Susan Jane Swan, novelist, journalist, educator (b at Midland, Ont 9 Jun 1945). After studying English literature at McGill University (BA, 1967), Swan began a career in journalism as education reporter for The Toronto Telegram.
Susan Jane Swan, novelist, journalist, educator (b at Midland, Ont 9 Jun 1945). After studying English literature at McGill University (BA, 1967), Swan began a career in journalism as education reporter for The Toronto Telegram. Since 1969, she has worked as a freelance writer, contributing articles and book reviews for Canadian and international publications. She has written several pieces for the stage, including Queen of the Silver Blades (1975), about figure-skater Barbara Ann SCOTT. Swan is an associate professor of Humanities at York University and serves as vice chair of the Writers' Union of Canada.
Swan's first book, Unfit for Paradise (1982), is a collection of ten short stories modelled on actual accounts of privileged vacationers in the tropics. It was adapted to the stage and performed in 1983. Swan's first novel, The Biggest Modern Woman in the World (1983), is based on the life and legends of 19th-century Nova Scotian giantess Anna SWAN, who was exhibited by American showman P.T. Barnum. It was shortlisted for the GOVERNOR GENERAL'S AWARD. Her second novel, The Last of the Golden Girls (1989), focuses on friendship and sexual awakening amongst teenage girls, territory explored to even greater effect in the gothic novel The Wives of Bath (1993). In this, her most accomplished work, Swan draws upon her experiences in the 1960s as a student boarder at Toronto's Havergal College. The novel was adapted for the screen by Judith Thompson and was turned into the feature film Lost and Delirious (2001).

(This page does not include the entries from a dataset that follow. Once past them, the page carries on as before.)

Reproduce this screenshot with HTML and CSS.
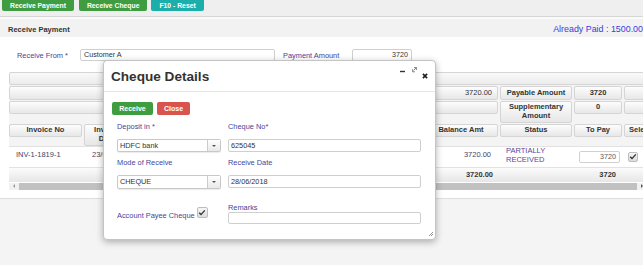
FILE: index.html
```html
<!DOCTYPE html>
<html>
<head>
<meta charset="utf-8">
<title>Receive Payment</title>
<link rel="stylesheet" href="styles.css">
</head>
<body>
<div class="toolbar">
  <button class="tb-btn green gap5">Receive Payment</button>
  <button class="tb-btn green gap4">Receive Cheque</button>
  <button class="tb-btn teal">F10 - Reset</button>
</div>
<div class="panel">
  <div class="panel-head">
    <span class="panel-title">Receive Payment</span>
    <span class="paid">Already Paid : 1500.00</span>
  </div>
  <div class="panel-body">
    <div class="form-row">
      <span class="lbl lbl-from">Receive From *</span>
      <div class="inp inp-from">Customer A</div>
      <span class="lbl lbl-amt">Payment Amount</span>
      <div class="inp inp-amt">3720</div>
    </div>
    <div class="grid-wrap">
      <div class="row r0"><div class="cell span-all"></div></div>
      <div class="row r1">
        <div class="cell span-left num">3720.00</div>
        <div class="cell hcell">Payable Amount</div>
        <div class="cell hcell">3720</div>
        <div class="cell"></div>
      </div>
      <div class="row r2">
        <div class="cell span-left short"></div>
        <div class="cell hcell">Supplementary Amount</div>
        <div class="cell hcell short">0</div>
        <div class="cell short"></div>
      </div>
      <div class="row head">
        <div class="cell hcell">Invoice No</div>
        <div class="cell hcell">Invoice Date</div>
        <div class="cell hcell"></div>
        <div class="cell hcell"></div>
        <div class="cell hcell"></div>
        <div class="cell hcell">Balance Amt</div>
        <div class="cell hcell">Status</div>
        <div class="cell hcell">To Pay</div>
        <div class="cell hcell left">Select</div>
      </div>
      <div class="row data">
        <div class="dcell">INV-1-1819-1</div>
        <div class="dcell date">23/06/2018</div>
        <div class="dcell"></div>
        <div class="dcell"></div>
        <div class="dcell"></div>
        <div class="dcell num">3720.00</div>
        <div class="dcell status">PARTIALLY<br>RECEIVED</div>
        <div class="dcell"><div class="pay-inp">3720</div></div>
        <div class="dcell"><span class="chk chk-row"><svg width="8" height="7" viewBox="0 0 8 7"><path d="M1.2 3.8L3 5.6L6.8 1.4" stroke="#333" stroke-width="1.4" fill="none"/></svg></span></div>
      </div>
      <div class="row totals">
        <div class="tcell"></div>
        <div class="tcell"></div>
        <div class="tcell"></div>
        <div class="tcell"></div>
        <div class="tcell"></div>
        <div class="tcell num">3720.00</div>
        <div class="tcell"></div>
        <div class="tcell num pay">3720</div>
        <div class="tcell"></div>
      </div>
      <div class="hscroll">
        <span class="arr arr-l"></span>
        <span class="thumb"></span>
        <span class="arr arr-r"></span>
      </div>
    </div>
  </div>
</div>

<div class="modal">
  <div class="modal-head">
    <h3 class="modal-title">Cheque Details</h3>
    <div class="modal-tools">
      <svg class="ic-min" width="5" height="3" viewBox="0 0 5 3"><rect x="0" y="0.8" width="5" height="1.4" fill="#333"/></svg>
      <svg class="ic-max" width="6" height="6" viewBox="0 0 6 6"><path d="M3 0.6H5.4V3 M5.4 0.6L2.6 3.4 M1.6 2.2V4.8H4" stroke="#666" stroke-width="0.8" fill="none"/></svg>
      <svg class="ic-close" width="6" height="6" viewBox="0 0 6 6"><path d="M0.9 0.9L5.1 5.1M5.1 0.9L0.9 5.1" stroke="#222" stroke-width="1.7"/></svg>
    </div>
  </div>
  <div class="modal-body">
    <div class="btns">
      <button class="btn green w-recv">Receive</button>
      <button class="btn red">Close</button>
    </div>
    <div class="fgrid">
      <span class="flbl r-lbl1">Deposit in *</span>
      <span class="flbl r-lbl1">Cheque No*</span>
      <div class="select r-ctl1"><span class="sel-text">HDFC bank</span><span class="sel-arrow"><span class="caret"></span></span></div>
      <div class="finp r-ctl1">625045</div>
      <span class="flbl r-lbl2">Mode of Receive</span>
      <span class="flbl r-lbl2">Receive Date</span>
      <div class="select r-ctl2"><span class="sel-text">CHEQUE</span><span class="sel-arrow"><span class="caret"></span></span></div>
      <div class="finp r-ctl2">28/06/2018</div>
      <div class="payee">
        <span class="flbl">Account Payee Cheque</span>
        <span class="chk chk-payee"><svg width="8" height="7" viewBox="0 0 8 7"><path d="M1.2 3.8L3 5.6L6.8 1.4" stroke="#333" stroke-width="1.4" fill="none"/></svg></span>
      </div>
      <div class="remarks">
        <span class="flbl">Remarks</span>
        <div class="finp rem-inp"></div>
      </div>
    </div>
    <div class="grip-row">
      <svg width="5" height="5" viewBox="0 0 5 5"><path d="M5 1L1 5M5 3L3 5" stroke="#777" stroke-width="0.8"/></svg>
    </div>
  </div>
</div>
</body>
</html>
```

FILE: styles.css
```css
* { box-sizing: border-box; }
html, body { margin: 0; padding: 0; }
body {
  width: 643px;
  height: 265px;
  overflow: hidden;
  position: relative;
  background: #f3f4f3;
  font-family: "Liberation Sans", Arial, sans-serif;
  font-size: 7.5px;
  color: #333;
}

/* toolbar */
.toolbar {
  height: 17px;
  background: #efefef;
  border-bottom: 1px solid #d6d6d6;
  display: flex;
  align-items: flex-start;
  padding-left: 2px;
}
.tb-btn {
  height: 11px;
  padding: 0 8px;
  border: 0;
  border-radius: 0 0 2px 2px;
  color: #fff;
  font: bold 6.8px "Liberation Sans", Arial, sans-serif;
  line-height: 11px;
}
.gap5 { margin-right: 5px; }
.gap4 { margin-right: 4px; }
.green { background: #409c40; }
.teal { background: #1baeab; }
.red { background: #d9534f; }

/* panel */
.panel {
  border-top: 2px solid #fafafa;
  background: #fff;
}
.panel-head {
  height: 18px;
  background: #f2f2f2;
  display: flex;
  justify-content: space-between;
  align-items: flex-end;
  padding: 0 0 3px 8px;
}
.panel-title { font-weight: bold; font-size: 7.5px; color: #333; }
.paid { color: #3b3bdf; font-size: 8.9px; line-height: 10px; white-space: nowrap; }

.panel-body {
  padding: 12px 0 8px 9px;
  border-bottom: 1px solid #dedede;
}
.form-row {
  display: flex;
  align-items: center;
  margin-left: 8px;
  height: 12px;
}
.lbl { color: #45459a; font-size: 7.4px; }
.lbl-from { width: 63px; }
.lbl-amt { width: 69px; margin-left: 8px; }
.inp {
  height: 12px;
  border: 1px solid #cfcfcf;
  border-radius: 2px;
  background: #fff;
  font-size: 7.2px;
  line-height: 10px;
  color: #333;
  padding: 0 3px;
}
.inp-from { width: 195px; }
.inp-amt { width: 60px; text-align: right; }

/* grid */
.grid-wrap {
  margin-top: 11px;
  overflow: hidden;
}
.row {
  display: grid;
  grid-template-columns: 73px 46px 94px 95px 97px 74px 72px 48px 50px;
  column-gap: 2px;
  width: 665px;
  background: #f4f4f4;
}
.r0, .r1, .r2 { padding-bottom: 1px; }
.head { align-items: start; }
.r2 { align-items: start; }
.cell {
  background: linear-gradient(#fdfdfd, #e7e7e7);
  border: 1px solid #d5d5d5;
  border-radius: 2px;
  min-height: 13px;
  line-height: 8.5px;
  padding: 1.5px 2px;
}
.span-all { grid-column: 1 / -1; height: 13px; background: linear-gradient(#f9f9f9, #ececec); }
.span-left { grid-column: 1 / 7; }
.short { height: 13px; }
.hcell { font-weight: bold; text-align: center; color: #333; }
.hcell.left { text-align: left; padding-left: 4px; white-space: nowrap; overflow: hidden; }
.cell.num { text-align: right; padding-right: 5px; color: #333; }

.data {
  background: #fff;
  border-top: 1px solid #e2e2e2;
  border-bottom: 1px solid #e2e2e2;
  height: 22px;
}
.dcell {
  padding: 4px 0 0 7px;
  line-height: 8.5px;
  color: #44446a;
  white-space: nowrap;
}
.dcell.date { padding-left: 8px; }
.dcell.num { text-align: right; padding-right: 7px; }
.dcell.status { padding: 0.5px 0 0 6px; color: #5d3f9e; }
.pay-inp {
  margin: 0 0 0 -2px;
  width: 41px;
  height: 12px;
  border: 1px solid #d0d0d0;
  border-radius: 2px;
  text-align: right;
  padding-right: 3px;
  line-height: 10px;
  font-size: 7.2px;
  color: #555;
}
.chk {
  display: inline-flex;
  align-items: center;
  justify-content: center;
  width: 10px;
  height: 10px;
  border: 1px solid #bdbdbd;
  border-radius: 2px;
  background: linear-gradient(#f6f6f6, #dcdcdc);
}
.chk-row { margin: 1px 0 0 -3px; }

.totals {
  height: 14px;
  background: linear-gradient(#fbfbfb, #e6e6e6);
}
.tcell { font-weight: bold; line-height: 14px; color: #333; }
.tcell.num { text-align: right; padding-right: 5px; }
.tcell.pay { padding-right: 6px; }

.hscroll {
  margin-top: 1px;
  height: 7px;
  width: 636px;
  background: #f1f1f1;
  display: flex;
  align-items: center;
  padding: 0 2px 0 4px;
}
.arr { width: 0; height: 0; border-top: 2px solid transparent; border-bottom: 2px solid transparent; }
.arr-l { border-right: 2.5px solid #999; }
.arr-r { border-left: 2.5px solid #555; }
.thumb { flex: 1; height: 7px; background: #c1c1c1; margin: 0 4px 0 4px; }

/* modal */
.modal {
  position: absolute;
  left: 103px;
  top: 60px;
  width: 333px;
  height: 180px;
  background: #fff;
  border: 1px solid #c4c4c4;
  border-radius: 4px;
  box-shadow: 0 2px 7px rgba(0, 0, 0, 0.3);
  display: flex;
  flex-direction: column;
}
.modal-head {
  height: 31px;
  border-bottom: 1px solid #e5e5e5;
  display: flex;
  justify-content: space-between;
  align-items: flex-start;
  padding: 0 7px 0 7px;
}
.modal-title {
  margin: 8px 0 0 0;
  font-size: 13.6px;
  line-height: 16px;
  font-weight: bold;
  color: #333;
}
.modal-tools { display: flex; align-items: flex-start; }
.ic-min { margin-top: 9px; }
.ic-max { margin: 6px 0 0 6px; }
.ic-close { margin: 12px 0 0 5px; }

.modal-body {
  flex: 1;
  padding: 10px 0 0 8px;
  display: flex;
  flex-direction: column;
}
.btns { display: flex; gap: 4px; }
.btn {
  height: 13px;
  border: 0;
  border-radius: 2px;
  padding: 0;
  color: #fff;
  font: bold 7px "Liberation Sans", Arial, sans-serif;
  width: 33px;
}
.btn.green { background: #3f9d3f; }
.btn.red { background: #d9534f; }
.w-recv { width: 41px; }

.fgrid {
  display: grid;
  grid-template-columns: 104px 193px;
  column-gap: 7px;
  margin-left: 5px;
}
.flbl { color: #45459a; font-size: 7.4px; line-height: 9px; }
.r-lbl1 { margin-top: 7px; }
.r-ctl1 { margin-top: 8px; }
.r-lbl2 { margin-top: 6px; }
.r-ctl2 { margin-top: 8px; }

.select {
  height: 13px;
  border: 1px solid #c8c8c8;
  border-radius: 2px;
  background: #fff;
  display: flex;
  box-shadow: 0 1px 1px rgba(0, 0, 0, 0.08);
}
.r-ctl2.select { height: 14px; }
.sel-text { flex: 1; font-size: 7.3px; line-height: 11px; padding-left: 2px; color: #333; }
.sel-arrow {
  width: 13px;
  border-left: 1px solid #ccc;
  background: linear-gradient(#fff, #e9e9e9);
  display: flex;
  align-items: center;
  justify-content: center;
}
.caret {
  width: 0; height: 0;
  border-left: 2px solid transparent;
  border-right: 2px solid transparent;
  border-top: 2.5px solid #555;
}
.finp {
  height: 13px;
  border: 1px solid #cfcfcf;
  border-radius: 2px;
  font-size: 7.3px;
  line-height: 11px;
  padding-left: 2px;
  color: #333;
}
.payee {
  display: flex;
  align-items: flex-end;
  align-self: end;
  margin-bottom: 4px;
}
.chk-payee { width: 11px; height: 11px; margin: 0 0 2px 2px; }
.remarks { margin-top: 14px; display: flex; flex-direction: column; }
.rem-inp { height: 12px; }

.grip-row {
  flex: 1;
  display: flex;
  justify-content: flex-end;
  align-items: flex-end;
  padding: 0 2px 3px 0;
}
```
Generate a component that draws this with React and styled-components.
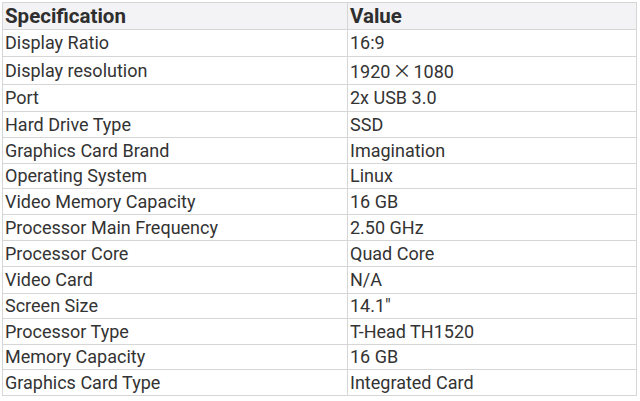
import React from "react";
import styled, { createGlobalStyle } from "styled-components";

const GlobalStyle = createGlobalStyle`
  html, body {
    margin: 0;
    padding: 0;
    background: #ffffff;
  }
  body {
    font-family: Roboto, "Noto Sans CJK SC", sans-serif;
    color: #333333;
  }
`;

const Page = styled.div`
  padding: 2px 3px 0 2px;
`;

const Table = styled.table`
  width: 635px;
  border-collapse: collapse;
  table-layout: fixed;
  border: 1px solid #d6d6d6;
`;

const KeyCol = styled.col`
  width: 345px;
`;

const HeadRow = styled.tr`
  height: 27px;
  background: #f3f3f5;
`;

const HeadCell = styled.th`
  padding: 0 2px;
  text-align: left;
  font-size: 20.5px;
  font-weight: 700;
  color: #2e2e2e;
  border: 1px solid #d6d6d6;
  line-height: 1;
`;

const Row = styled.tr`
  height: ${(p) => p.$h}px;
`;

const Cell = styled.td`
  padding: 0 2px;
  font-size: 18px;
  color: #333333;
  border: 1px solid #d6d6d6;
  line-height: 1;
  white-space: nowrap;
`;

const Times = styled.span`
  font-family: "Noto Sans CJK SC", sans-serif;
  font-size: 19px;
  padding: 0 2px;
`;

const specs = [
  ["Display Ratio", "16:9", 27],
  ["Display resolution", null, 28],
  ["Port", "2x USB 3.0", 27],
  ["Hard Drive Type", "SSD", 26],
  ["Graphics Card Brand", "Imagination", 26],
  ["Operating System", "Linux", 25],
  ["Video Memory Capacity", "16 GB", 26],
  ["Processor Main Frequency", "2.50 GHz", 26],
  ["Processor Core", "Quad Core", 26],
  ["Video Card", "N/A", 27],
  ["Screen Size", "14.1\"", 25],
  ["Processor Type", "T-Head TH1520", 26],
  ["Memory Capacity", "16 GB", 25],
  ["Graphics Card Type", "Integrated Card", 26],
];

export default function App() {
  return (
    <>
      <GlobalStyle />
      <Page>
        <Table>
          <colgroup>
            <KeyCol />
            <col />
          </colgroup>
          <thead>
            <HeadRow>
              <HeadCell>Specification</HeadCell>
              <HeadCell>Value</HeadCell>
            </HeadRow>
          </thead>
          <tbody>
            {specs.map(([name, value, h]) => (
              <Row key={name} $h={h}>
                <Cell>{name}</Cell>
                <Cell>
                  {value ?? (
                    <>
                      1920<Times>×</Times>1080
                    </>
                  )}
                </Cell>
              </Row>
            ))}
          </tbody>
        </Table>
      </Page>
    </>
  );
}
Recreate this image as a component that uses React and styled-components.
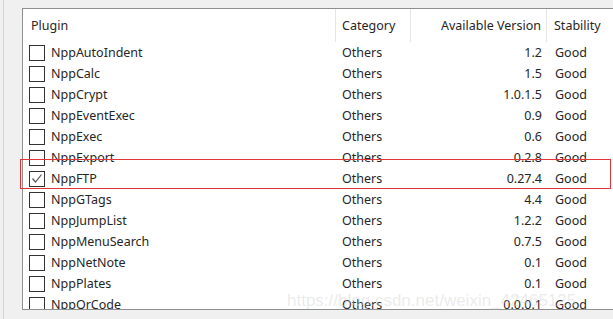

Swan's other works include Mothers Talk Back: Momz Radio (1992), interviews centred on the theme of motherhood, co-edited with Sarah Sheard and Margaret Dragu; and Stupid Boys Are Good to Relax With (1996), a collection of conventional short stories and "cyber" stories. Swan returned to the novel with What Casanova Told Me (2004), in which a young Canadian archivist explores the journals of her ancestor, Asked For Adams, a fictitious travelling companion of Giacomo Casanova.